Il se mobilise actuellement pour financer les soins d'un soldat russe retrouvé à moitié mort en 2022 sur le champ de bataille, victime de graves lésions cérébrales puis abandonné, alité et muet, dans un hospice près de Moscou.
Les vétérans interrogés par l'AFP veulent éviter les ornières ayant suivi la guerre soviétique en Afghanistan et celles russes en Tchétchénie, quand des dizaines de milliers d'ex-soldats s'étaient retrouvés sans aide.

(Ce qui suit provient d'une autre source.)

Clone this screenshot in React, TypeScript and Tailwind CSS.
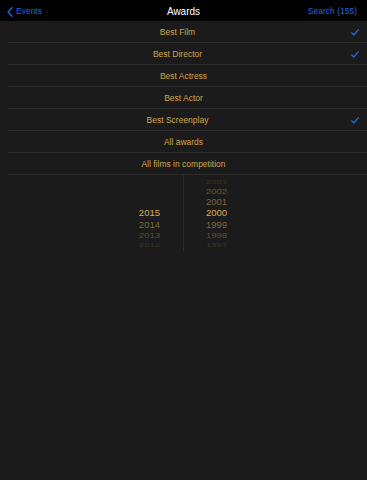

Surtout que l'intensité exceptionnelle des combats en Ukraine risque d'entraîner des traumatismes dévastateurs.
"Faut comparer ça à 1941 (date de l'attaque nazie contre l'URSS) quand nos grands-pères étaient dans les tranchées, sans eau, sans nourriture", pointe Alexandre Bossenov, 25 ans, qui a aussi combattu pour Wagner à Bakhmout.
Lui se verrait bien travailler dans la sécurité ou la formation des recrues. "Je sais tirer avec tous les types d'armes à feu, jusqu'au mortier", lance-t-il d'une voix nerveuse, avec une étrange lueur dans le regard.
Sur le dessus de son crâne, il dévoile une longue cicatrice blanche, celle laissée par une balle de sniper qui lui a effleuré la tête.